All over our part of Michigan, there are intimations of spring. For starters, we’ve had a thaw. From temperatures in the single digits and teens, we’ve jumped into the thirties, forties, and even fifties. Winter is a long way from over in this Northern state, but this respite reminds us that winter does not, in fact, last forever.
The warmer temperatures have affected our behaviors. Two things happened right off. First, people scrambled to locate the storm drains and clear them of inches and feet of snow, so the meltwater, when it came, would have somewhere to go. And, simultaneously, people removed their hats and hoods and scarves and gloves and mittens, and unzipped their jackets. Some went so far as to remove their jackets altogether. I even saw a man wearing shorts, although he was also wearing a knit hat pulled low over his ears. Judging from his somewhat huddled, hands-in-pockets demeanor, a warm head doesn’t quite compensate for shorts in February.
The ice on the pond is no longer safe for skating. The hockey nets haven’t been hauled away, but they’ve been taken off on the ice. Some nice neighbor has gathered all the errant items of clothing cast off during play on the ice and arranged them on a pond-side bench for folks to retrieve. There are quite a few, including a sock. I’ve never really understood how people can lose a sock while outdoors and not know it, but then I do tend to run cold.

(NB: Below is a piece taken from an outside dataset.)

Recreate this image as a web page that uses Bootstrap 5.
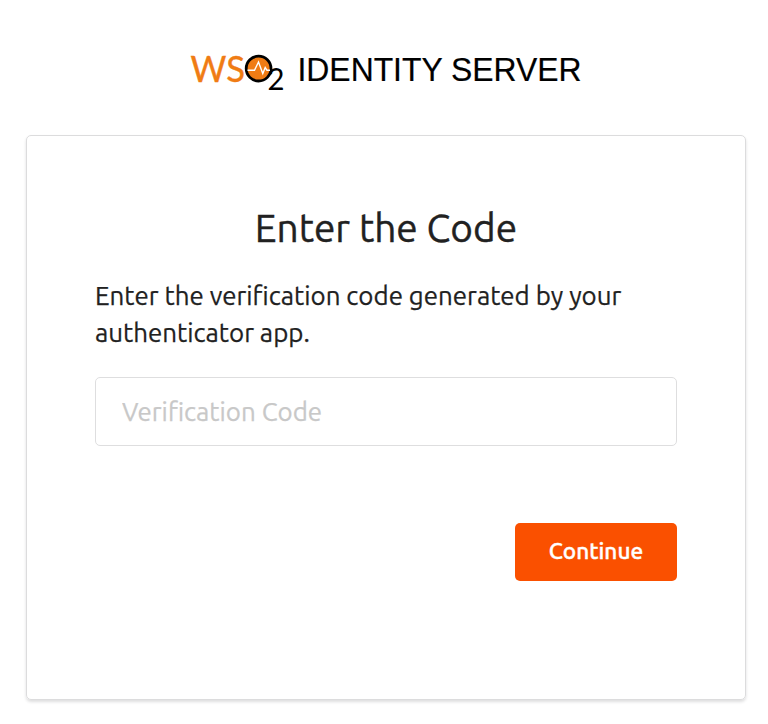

The rectangles of ice that used to be hockey rinks now act as reflecting pools, mirroring sky and trees. There’s no open water on Thurston Pond yet, but we passed a little no-name pothole of a pond yesterday that had open water, and over a hundred ducks and geese floating on it. I missed seeing that sight as I was focused so intently on the unpaved road, trying to tell the difference between mere shadows and potholes big enough to swallow a hundred ducks and geese.
The air has been filled with one of my favorite sounds, the last few days: the chirr of red-winged blackbirds. I haven’t seen any yet, but I know them when I hear them. My sisters and I grew up with that sound. Our family cottage had a lake out front and a canal and marsh out back. For us, the sound of red-winged blackbirds conjures up carefree days and a sense of all being right with the world.
Male cardinals have been singing for a while now, too. Have you noticed that, although they have similar voices, they have different accents? My favorites sound like the Swedish Chef from The Muppet Show. The cardinals express themselves differently, too. But everything they say at this time of year translates to, “Check me out!” Or, in the words of Beddini in Top Hat, “I am a very fine fellow!”
We saw a pair of enormous birds low in the sky at dusk, and puzzled over what they could be. Then we saw some in a farmer’s field, and the penny dropped: the sandhill cranes are back. Cranes were not a fixture of my childhood or my husband’s; we still get quite a kick out of seeing them.
The nuthatches using our bluebird house for a roosting box have been remodeling again. Their last project was to drag a long thin strip of batting inside. That seems to be working out well for them. Now they’ve stretched some of the batting sideways and pushed it over the opening to the house. In other words, they’ve installed a door.
We also got our first doses of CoVid vaccine this week. Hallelujah. The vaccine seems like the only way out of the pandemic, and we are delighted to be part of the solution. As an additional bonus, getting the vaccine entailed a road trip. Even trying multiple providers and locations, multiple times a day, I hadn’t been able to get vaccination appointments for us locally, so when word came that Toledo had lots of appointments, I pounced, successfully. Toledo is only an hour from here, and the trip does not teem with excitement. But after a year of pandemic shutdown, a one-hour ride in the car seemed like a Big Deal. It would involve not being home. Seeing different things. Talking to other people. We were positively giddy.
And the very-professional staff at the Mercy hospital in Toledo were upbeat, too. Nothing threw them off-stride. All of the people working in the highly organized, smooth-running vaccination program seemed happy to be part of it. If they minded answering the same questions and giving the same directions over and over, they showed no hint of it. We were well taken care of as patients, and treated as welcome guests. We even heard a staff member telling someone that the vaccination program at that hospital was administering forty shots an hour. Thank you, thank you, thank you.
Finally, homebound from Toledo, we detoured to the A&W drive-in in Dexter, for strawberry shakes. What a great week this has been.